Directions
Reproduce the listing exactly, with no pictures in your copy.

Data excerpt
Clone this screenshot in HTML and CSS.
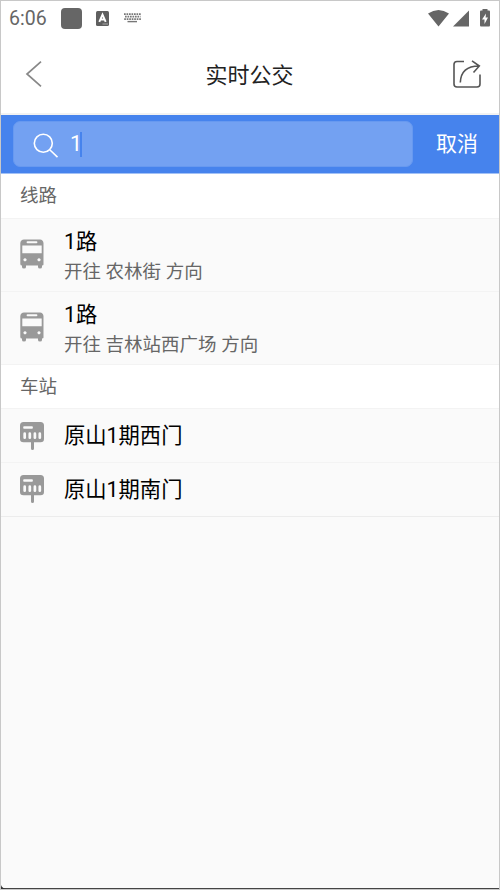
FILE: index.html
```html
<!DOCTYPE html>
<html lang="zh-CN">
<head>
<meta charset="utf-8">
<title>实时公交</title>
<link rel="stylesheet" href="styles.css">
</head>
<body>
<svg class="defs" width="0" height="0" aria-hidden="true">
  <symbol id="bus" viewBox="0 0 24 30">
    <path fill="#999" fill-rule="evenodd" d="M4 0.5H20Q23 0.5 23.5 4V25.5Q23.500 26.500 22 26.500V28Q22 29.500 20 29.500T18 28V26.500H6V28Q6 29.500 4 29.500T2 28V26.500Q.3 26.500 .3 25V4Q.7.5 4 .5ZM7.500 2.300Q6.600 2.300 6.600 3.300T7.500 4.300H16.500Q17.400 4.300 17.400 3.300T16.500 2.300ZM2.300 6.500V14.200H21.700V6.500ZM5 19.200a1.600 1.600 0 1 0 .01 0ZM19 19.200a1.600 1.600 0 1 0 .01 0Z"/>
  </symbol>
  <symbol id="stop" viewBox="0 0 24 28">
    <path fill="#999" fill-rule="evenodd" d="M3.500 0H20.500Q24 0 24 3.500V17Q24 20.300 20.500 20.300H14V26.500Q14 28 12.500 28T11 26.500V20.300H3.500Q0 20.300 0 17V3.500Q0 0 3.500 0ZM4 4.200Q3.200 4.200 3.200 5.500T4 6.800H12Q12.900 6.800 12.900 5.500T12 4.200Z"/>
    <path stroke="#fafafa" stroke-width="2.700" stroke-linecap="round" d="M4.700 11.700V15.700M9.800 11.700V15.700M14.900 11.700V15.700M19.800 11.700V15.700"/>
  </symbol>
</svg>
<div class="screen">
  <div class="status">
    <span class="clock">6:06</span>
    <span class="app"></span>
    <svg class="input-method" width="13" height="15" viewBox="0 0 13 15"><rect width="13" height="15" rx="1.500" fill="#5f5f5f"/><path d="M3.300 10.800 6.500 3.500 9.700 10.800M4.500 8.500H8.500" fill="none" stroke="#fff" stroke-width="1.900"/><path d="M6.500 13H12" stroke="#aaa"/></svg>
    <svg class="keyboard" width="17" height="10" viewBox="0 0 17 10"><g stroke="#777" stroke-width="1.700"><path stroke-dasharray="1.700 .8" d="M0 1.200H17M1 3.700H16.500"/><path stroke-dasharray="1.700 .8" d="M.2 6.200H17"/><path d="M3.500 8.600H13" stroke-width="1.400"/></g></svg>
    <svg class="system" width="64" height="20" viewBox="0 0 64 20"><g fill="#666"><path d="M0 4.500Q10.500-2.500 21 4.500L10.500 17.500ZM25 17.500 41 1.500V17.500ZM54.500 0H59.500V1.500H61Q62 1.500 62 2.700V16.300Q62 17.500 61 17.500H53Q52 17.500 52 16.300V2.700Q52 1.500 53 1.500H54.500Z"/></g><path fill="#fff" d="M58 4.500 54 10.500H56.500V15L60 8.500H57.600Z"/></svg>
  </div>
  <header class="header">
    <svg width="17" height="26" viewBox="0 0 17 26"><path d="M16 .7 2 13 16 25.300" fill="none" stroke="#888" stroke-width="1.700"/></svg>
    <h1>实时公交</h1>
    <svg width="28" height="28" viewBox="0 0 28 28"><g fill="none" stroke="#555" stroke-width="1.600"><path d="M11 1.500H4Q1 1.500 1 4.500V24Q1 27 4 27H24Q27 27 27 24V14.500"/><path d="M7.300 22.500Q8 6 26 6M19 .9 26.300 6 20.500 12.500"/></g></svg>
  </header>
  <div class="search">
    <div class="field">
      <svg class="magnifier" width="26" height="26" viewBox="0 0 26 26"><g fill="none" stroke="#fff" stroke-width="1.600"><circle cx="10.300" cy="10.300" r="9"/><path d="M17 17 24.500 24.200"/></g></svg>
      <span class="query">1</span><span class="caret"></span>
    </div>
    <span class="cancel">取消</span>
  </div>
  <h2 class="section lines">线路</h2>
  <div class="row route"><svg class="bus"><use href="#bus"/></svg><div><p class="name">1路</p><p class="direction">开往 农林街 方向</p></div></div>
  <div class="row route"><svg class="bus"><use href="#bus"/></svg><div><p class="name">1路</p><p class="direction">开往 吉林站西广场 方向</p></div></div>
  <h2 class="section stations">车站</h2>
  <div class="row station"><svg class="stop"><use href="#stop"/></svg><p class="name">原山1期西门</p></div>
  <div class="row station last"><svg class="stop"><use href="#stop"/></svg><p class="name">原山1期南门</p></div>
  <svg class="corner" width="5" height="4" viewBox="0 0 5 4"><path d="M0 0Q1 3 5 4H0Z" fill="#333"/></svg>
</div>
</body>
</html>
```
FILE: styles.css
```css
* { box-sizing: border-box; }
body { margin: 0; font-family: Roboto, "Noto Sans CJK SC", sans-serif; }
h1, h2, p { margin: 0; font-weight: 400; }
svg { display: block; flex: none; }
.defs { position: absolute; }
.screen {
  display: flex;
  flex-direction: column;
  width: 500px;
  height: 890px;
  border: 1px solid #c8c8c8;
  background: linear-gradient(#444, #444) bottom / 100% 1px no-repeat padding-box, #fafafa;
  overflow: hidden;
}
.status {
  display: flex;
  align-items: center;
  height: 34px;
  padding-left: 8px;
  background: #fff;
}
.clock { width: 52px; padding-top: 2px; font-size: 19.500px; line-height: 34px; color: #666; }
.app { width: 21px; height: 21px; border-radius: 4px; background: #666; }
.input-method { margin-left: 14px; }
.keyboard { margin-left: 15px; }
.system { margin: 1px 7px 0 auto; }
.header {
  display: flex;
  align-items: center;
  justify-content: space-between;
  height: 80px;
  padding: 0 18px 0 24px;
  background: #fff;
  border-bottom: 2px solid #f2f2f2;
}
.header h1 { padding-top: 4px; font-size: 22px; line-height: 32px; color: #222; margin-left: 4px; }
.search {
  display: flex;
  align-items: center;
  height: 59px;
  padding-left: 12px;
  background: #4683ed;
  border-bottom: 1px solid #a2c1f6;
  color: #fff;
}
.field {
  display: flex;
  align-items: center;
  width: 400px;
  height: 46px;
  padding-left: 19px;
  border: 1px solid #6799f0;
  border-radius: 7px;
  background: #73a1f2;
}
.magnifier { margin-top: 3px; }
.query { margin-left: 11px; font-size: 21.500px; line-height: 30px; }
.caret { width: 2px; height: 25px; margin-left: -2px; background: #4683ed; }
.cancel { margin-left: 23px; font-size: 21px; line-height: 30px; }
.section {
  height: 44px;
  padding-left: 19px;
  font-size: 18.500px;
  line-height: 45px;
  color: #666;
  background: #fff;
}
.stations { border-top: 1px solid #f3f3f3; }
.row { display: flex; border-top: 1px solid #f3f3f3; padding-left: 19px; }
.route { height: 73px; }
.bus { width: 24px; height: 30px; margin: 20px 20px 0 0; }
.route .name { height: 33px; line-height: 46px; }
.name { font-size: 21.300px; color: #000; }
.direction { font-size: 18.500px; line-height: 40px; color: #666; }
.station { height: 54px; }
.last { height: 55px; border-bottom: 1px solid #ececec; }
.stop { width: 24px; height: 28px; margin: 13px 20px 0 0; }
.last .stop { margin-top: 12px; }
.station .name { line-height: 53px; }
.corner { margin-top: auto; }
```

Answer in full
Clone this screenshot in HTML and CSS.
FILE: index.html
```html
<!DOCTYPE html>
<html lang="zh-CN">
<head>
<meta charset="utf-8">
<title>实时公交</title>
<link rel="stylesheet" href="styles.css">
</head>
<body>
<svg class="defs" width="0" height="0" aria-hidden="true">
  <symbol id="bus" viewBox="0 0 24 30">
    <path fill="#999" fill-rule="evenodd" d="M4 0.5H20Q23 0.5 23.5 4V25.5Q23.500 26.500 22 26.500V28Q22 29.500 20 29.500T18 28V26.500H6V28Q6 29.500 4 29.500T2 28V26.500Q.3 26.500 .3 25V4Q.7.5 4 .5ZM7.500 2.300Q6.600 2.300 6.600 3.300T7.500 4.300H16.500Q17.400 4.300 17.400 3.300T16.500 2.300ZM2.300 6.500V14.200H21.700V6.500ZM5 19.200a1.600 1.600 0 1 0 .01 0ZM19 19.200a1.600 1.600 0 1 0 .01 0Z"/>
  </symbol>
  <symbol id="stop" viewBox="0 0 24 28">
    <path fill="#999" fill-rule="evenodd" d="M3.500 0H20.500Q24 0 24 3.500V17Q24 20.300 20.500 20.300H14V26.500Q14 28 12.500 28T11 26.500V20.300H3.500Q0 20.300 0 17V3.500Q0 0 3.500 0ZM4 4.200Q3.200 4.200 3.200 5.500T4 6.800H12Q12.900 6.800 12.900 5.500T12 4.200Z"/>
    <path stroke="#fafafa" stroke-width="2.700" stroke-linecap="round" d="M4.700 11.700V15.700M9.800 11.700V15.700M14.900 11.700V15.700M19.800 11.700V15.700"/>
  </symbol>
</svg>
<div class="screen">
  <div class="status">
    <span class="clock">6:06</span>
    <span class="app"></span>
    <svg class="input-method" width="13" height="15" viewBox="0 0 13 15"><rect width="13" height="15" rx="1.500" fill="#5f5f5f"/><path d="M3.300 10.800 6.500 3.500 9.700 10.800M4.500 8.500H8.500" fill="none" stroke="#fff" stroke-width="1.900"/><path d="M6.500 13H12" stroke="#aaa"/></svg>
    <svg class="keyboard" width="17" height="10" viewBox="0 0 17 10"><g stroke="#777" stroke-width="1.700"><path stroke-dasharray="1.700 .8" d="M0 1.200H17M1 3.700H16.500"/><path stroke-dasharray="1.700 .8" d="M.2 6.200H17"/><path d="M3.500 8.600H13" stroke-width="1.400"/></g></svg>
    <svg class="system" width="64" height="20" viewBox="0 0 64 20"><g fill="#666"><path d="M0 4.500Q10.500-2.500 21 4.500L10.500 17.500ZM25 17.500 41 1.500V17.500ZM54.500 0H59.500V1.500H61Q62 1.500 62 2.700V16.300Q62 17.500 61 17.500H53Q52 17.500 52 16.300V2.700Q52 1.500 53 1.500H54.500Z"/></g><path fill="#fff" d="M58 4.500 54 10.500H56.500V15L60 8.500H57.600Z"/></svg>
  </div>
  <header class="header">
    <svg width="17" height="26" viewBox="0 0 17 26"><path d="M16 .7 2 13 16 25.300" fill="none" stroke="#888" stroke-width="1.700"/></svg>
    <h1>实时公交</h1>
    <svg width="28" height="28" viewBox="0 0 28 28"><g fill="none" stroke="#555" stroke-width="1.600"><path d="M11 1.500H4Q1 1.500 1 4.500V24Q1 27 4 27H24Q27 27 27 24V14.500"/><path d="M7.300 22.500Q8 6 26 6M19 .9 26.300 6 20.500 12.500"/></g></svg>
  </header>
  <div class="search">
    <div class="field">
      <svg class="magnifier" width="26" height="26" viewBox="0 0 26 26"><g fill="none" stroke="#fff" stroke-width="1.600"><circle cx="10.300" cy="10.300" r="9"/><path d="M17 17 24.500 24.200"/></g></svg>
      <span class="query">1</span><span class="caret"></span>
    </div>
    <span class="cancel">取消</span>
  </div>
  <h2 class="section lines">线路</h2>
  <div class="row route"><svg class="bus"><use href="#bus"/></svg><div><p class="name">1路</p><p class="direction">开往 农林街 方向</p></div></div>
  <div class="row route"><svg class="bus"><use href="#bus"/></svg><div><p class="name">1路</p><p class="direction">开往 吉林站西广场 方向</p></div></div>
  <h2 class="section stations">车站</h2>
  <div class="row station"><svg class="stop"><use href="#stop"/></svg><p class="name">原山1期西门</p></div>
  <div class="row station last"><svg class="stop"><use href="#stop"/></svg><p class="name">原山1期南门</p></div>
  <svg class="corner" width="5" height="4" viewBox="0 0 5 4"><path d="M0 0Q1 3 5 4H0Z" fill="#333"/></svg>
</div>
</body>
</html>
```
FILE: styles.css
```css
* { box-sizing: border-box; }
body { margin: 0; font-family: Roboto, "Noto Sans CJK SC", sans-serif; }
h1, h2, p { margin: 0; font-weight: 400; }
svg { display: block; flex: none; }
.defs { position: absolute; }
.screen {
  display: flex;
  flex-direction: column;
  width: 500px;
  height: 890px;
  border: 1px solid #c8c8c8;
  background: linear-gradient(#444, #444) bottom / 100% 1px no-repeat padding-box, #fafafa;
  overflow: hidden;
}
.status {
  display: flex;
  align-items: center;
  height: 34px;
  padding-left: 8px;
  background: #fff;
}
.clock { width: 52px; padding-top: 2px; font-size: 19.500px; line-height: 34px; color: #666; }
.app { width: 21px; height: 21px; border-radius: 4px; background: #666; }
.input-method { margin-left: 14px; }
.keyboard { margin-left: 15px; }
.system { margin: 1px 7px 0 auto; }
.header {
  display: flex;
  align-items: center;
  justify-content: space-between;
  height: 80px;
  padding: 0 18px 0 24px;
  background: #fff;
  border-bottom: 2px solid #f2f2f2;
}
.header h1 { padding-top: 4px; font-size: 22px; line-height: 32px; color: #222; margin-left: 4px; }
.search {
  display: flex;
  align-items: center;
  height: 59px;
  padding-left: 12px;
  background: #4683ed;
  border-bottom: 1px solid #a2c1f6;
  color: #fff;
}
.field {
  display: flex;
  align-items: center;
  width: 400px;
  height: 46px;
  padding-left: 19px;
  border: 1px solid #6799f0;
  border-radius: 7px;
  background: #73a1f2;
}
.magnifier { margin-top: 3px; }
.query { margin-left: 11px; font-size: 21.500px; line-height: 30px; }
.caret { width: 2px; height: 25px; margin-left: -2px; background: #4683ed; }
.cancel { margin-left: 23px; font-size: 21px; line-height: 30px; }
.section {
  height: 44px;
  padding-left: 19px;
  font-size: 18.500px;
  line-height: 45px;
  color: #666;
  background: #fff;
}
.stations { border-top: 1px solid #f3f3f3; }
.row { display: flex; border-top: 1px solid #f3f3f3; padding-left: 19px; }
.route { height: 73px; }
.bus { width: 24px; height: 30px; margin: 20px 20px 0 0; }
.route .name { height: 33px; line-height: 46px; }
.name { font-size: 21.300px; color: #000; }
.direction { font-size: 18.500px; line-height: 40px; color: #666; }
.station { height: 54px; }
.last { height: 55px; border-bottom: 1px solid #ececec; }
.stop { width: 24px; height: 28px; margin: 13px 20px 0 0; }
.last .stop { margin-top: 12px; }
.station .name { line-height: 53px; }
.corner { margin-top: auto; }
```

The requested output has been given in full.